[start]
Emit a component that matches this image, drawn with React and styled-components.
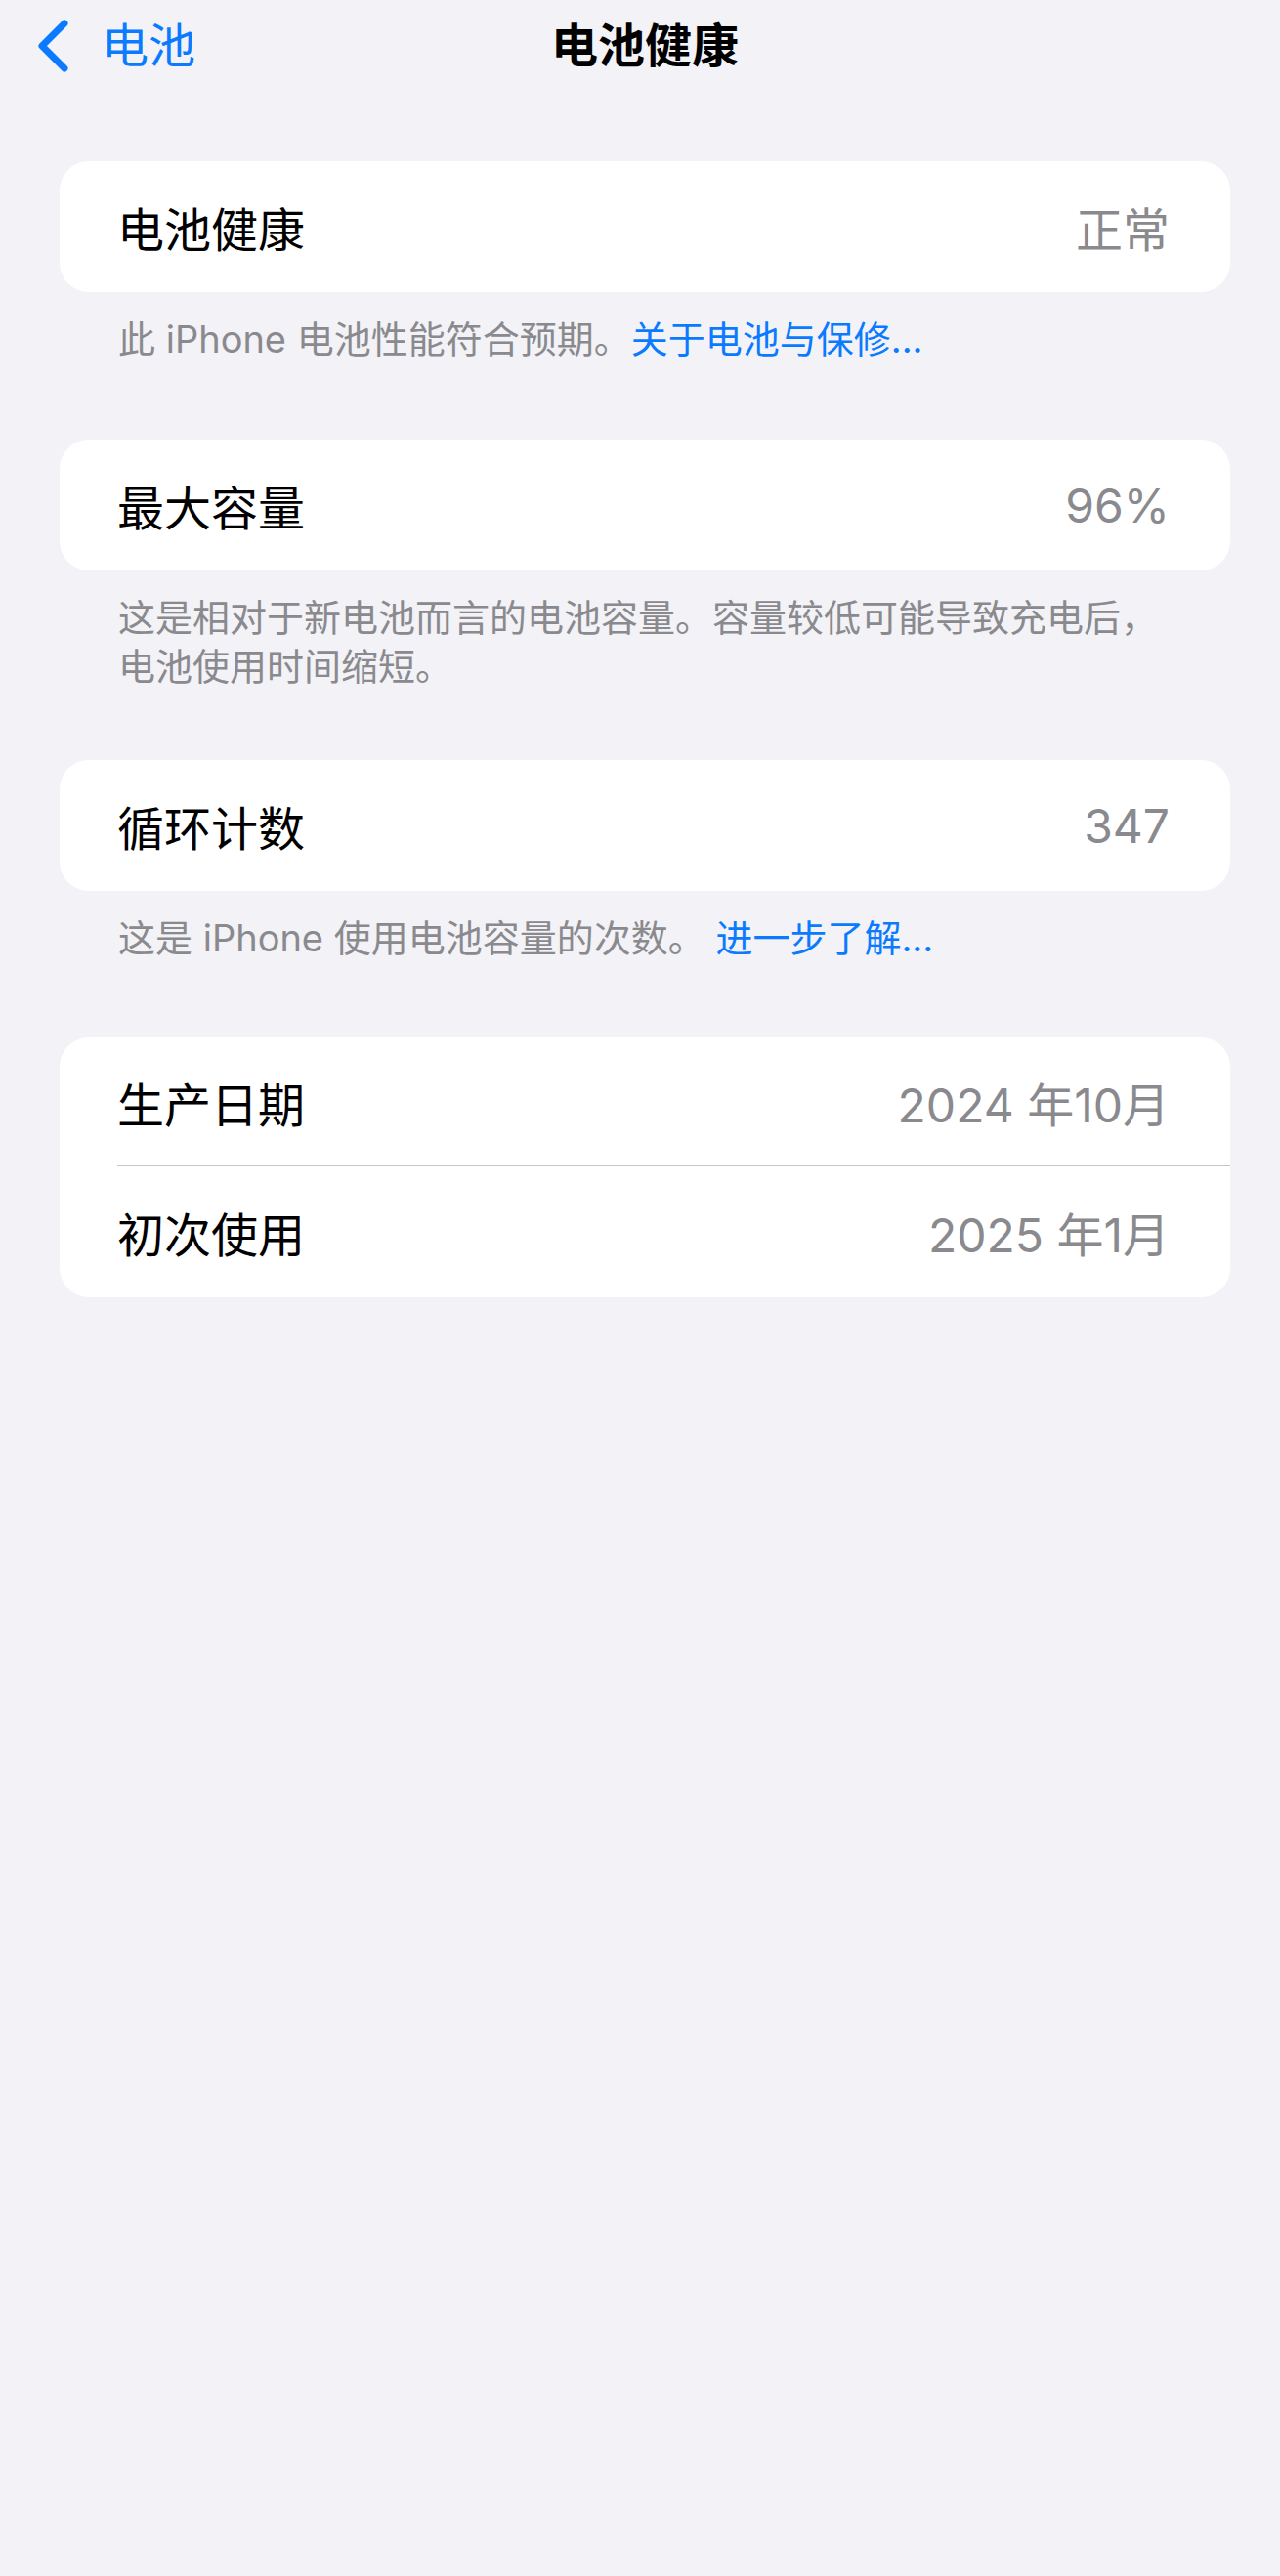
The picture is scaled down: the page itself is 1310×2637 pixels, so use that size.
import React from 'react';
import styled, { createGlobalStyle } from 'styled-components';

const GlobalStyle = createGlobalStyle`
  html, body {
    margin: 0;
    padding: 0;
    background: #f2f2f7;
  }
  body {
    font-family: "Inter", "Noto Sans CJK SC", sans-serif;
    -webkit-font-smoothing: antialiased;
  }
`;

const Screen = styled.div`
  min-height: 2637px;
  background: #f2f2f7;
`;

const NavBar = styled.header`
  display: grid;
  grid-template-columns: 1fr auto 1fr;
  align-items: center;
  height: 94px;
  padding: 0 28px 0 38px;
`;

const BackBtn = styled.button`
  display: flex;
  align-items: center;
  gap: 32px;
  justify-self: start;
  padding: 0;
  border: none;
  background: transparent;
  color: #0a7aff;
  font-family: inherit;
  font-size: 48px;
  line-height: 1;
  cursor: pointer;
`;

const Title = styled.h1`
  margin: 0;
  font-size: 48px;
  font-weight: 700;
  line-height: 1;
  color: #000;
`;

const Content = styled.main`
  padding: 71px 51px 0 61px;
`;

const Section = styled.section`
  margin-bottom: ${p => p.gap || 75}px;
`;

const Card = styled.div`
  background: #fff;
  border-radius: 30px;
  overflow: hidden;
`;

const Row = styled.div`
  display: flex;
  align-items: center;
  justify-content: space-between;
  height: ${p => p.h || 134}px;
  padding: 0 62px 0 59px;
  font-size: 48px;
`;

const Label = styled.span`
  color: #000;
`;

const Value = styled.span`
  color: #8a8a8e;
`;

const Separator = styled.div`
  height: 1px;
  margin-left: 59px;
  background: #c6c6c8;
`;

const Footer = styled.p`
  margin: 0;
  padding: 23px 59px 0 60px;
  font-size: 38px;
  line-height: 50px;
  color: #8a8a8e;
`;

const Link = styled.a`
  color: #0a7aff;
  text-decoration: none;
`;

const ChevronLeft = () => (
  <svg width="34" height="58" viewBox="0 0 34 58" fill="none">
    <path
      d="M28 6 L5 29 L28 52"
      stroke="currentColor"
      strokeWidth="7"
      strokeLinecap="round"
      strokeLinejoin="round"
    />
  </svg>
);

const App = () => {
  return (
    <Screen>
      <GlobalStyle />
      <NavBar>
        <BackBtn>
          <ChevronLeft />
          <span>电池</span>
        </BackBtn>
        <Title>电池健康</Title>
        <span />
      </NavBar>

      <Content>
        <Section gap={78}>
          <Card>
            <Row>
              <Label>电池健康</Label>
              <Value>正常</Value>
            </Row>
          </Card>
          <Footer>
            此 iPhone 电池性能符合预期。<Link href="#">关于电池与保修...</Link>
          </Footer>
        </Section>

        <Section gap={71}>
          <Card>
            <Row>
              <Label>最大容量</Label>
              <Value>96%</Value>
            </Row>
          </Card>
          <Footer>
            这是相对于新电池而言的电池容量。容量较低可能导致充电后，电池使用时间缩短。
          </Footer>
        </Section>

        <Section gap={77}>
          <Card>
            <Row>
              <Label>循环计数</Label>
              <Value>347</Value>
            </Row>
          </Card>
          <Footer>
            这是 iPhone 使用电池容量的次数。 <Link href="#">进一步了解...</Link>
          </Footer>
        </Section>

        <Section>
          <Card>
            <Row h={131}>
              <Label>生产日期</Label>
              <Value>2024 年10月</Value>
            </Row>
            <Separator />
            <Row h={134}>
              <Label>初次使用</Label>
              <Value>2025 年1月</Value>
            </Row>
          </Card>
        </Section>
      </Content>
    </Screen>
  );
};

export default App;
[end]
Prompt - Your answer should be a single number: the count of lines holding the word "React".

Problem solution - 2